When BECTA realised that there were children who were Statemented who
still didn't get the ICT driven equipment that they needed the scheme
was extended to all children.  It was like opening Pandora's box.  Yucky
stuff got out (LEA's desire not to have to pay for electronic equipment
ever again) and all the money got sucked in, leaving a big black hole
where no children get any ICT support.

It is a sad tale and schools are going to have to understand that more &
more children will be in mainstream schooling that require ICT. So they
are going to have to provide, or let parents provide suitable access to
it.  For me personally it means that while 1 child has a BECTA computer
& another will eventually get money via her DSA (Disabled Student
Allowance) to buy a computer it leaves me having to buy and supply two
more laptops for my equally hampered 16 & 10 year olds.
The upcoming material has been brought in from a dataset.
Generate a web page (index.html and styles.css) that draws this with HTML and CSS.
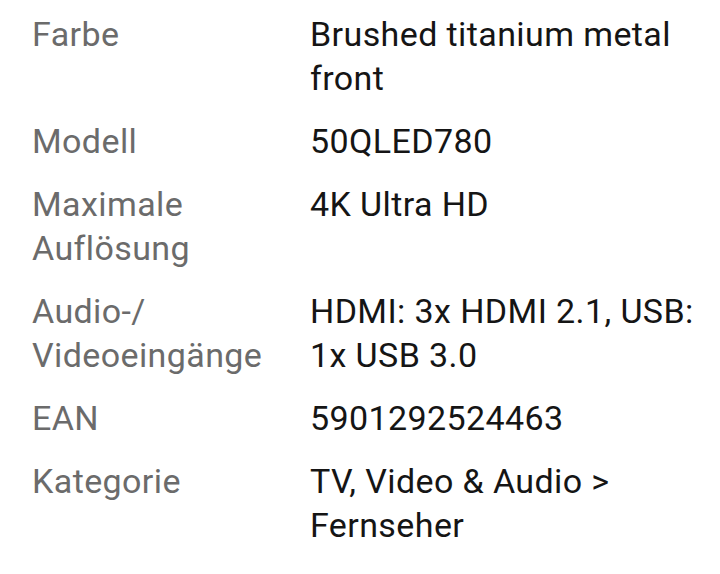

It' not fair,
but when is life fair.
Without proper support and teaching they may as well not be in school
for half the subjects.

All I know is that if they don't get the right support now they will not
stay in the Education system long enough to access DSA of their own. The
one who made university eventually has a 151IQ.  But what a waste of a
combined IQ of 397 between the 3 of the others just because the system
cannot teach them in a way that they can learn -SpLD Specific Learning
Difference- and this should not be a disability that excludes them from
the education they need.

Sharon

PS we use IBM x21/31 that weigh about 1kg without the base.  Battery
last 4 hours and that is fine for most days.

-----Original Message-----
From: Richard Cook [mailto:richard_cook at blueyonder.co.uk]
Sent: 21 October 2006 15:35
To: SEN at tringham.net; Becta Senco
Subject: RE: [senco-forum] Lindamood Bell/presenting info in an SEN
friendlyway.


Sharon wrote:

ICT also provides an excellent way to support many SEN.  Teachers have
to make lesson plans and find or make worksheets anyway so it should be
possible to provide a copy online to be accessed by pupils.


How?

Reality in my school - (new build 4 years old) - there are four rooms
with ICT, three are used 100% of the time to teach business studies/ICT.
KS3 pupils are in there 1 lesson per week.  There is a bookable ICT room
which is heavily used by faculties.  All other classrooms have one
machine for the teacher to use - register & power point.  Pupils do not
have access to ICT on a lesson by lesson basis.  Classes are taught
enmasse using books and worksheets in the main.

Yes of course there are parts of lessons where multi-sensory approaches
are used, and differentiation takes palce, but to accommodate precisely
all needs to any great extent is a dream at present.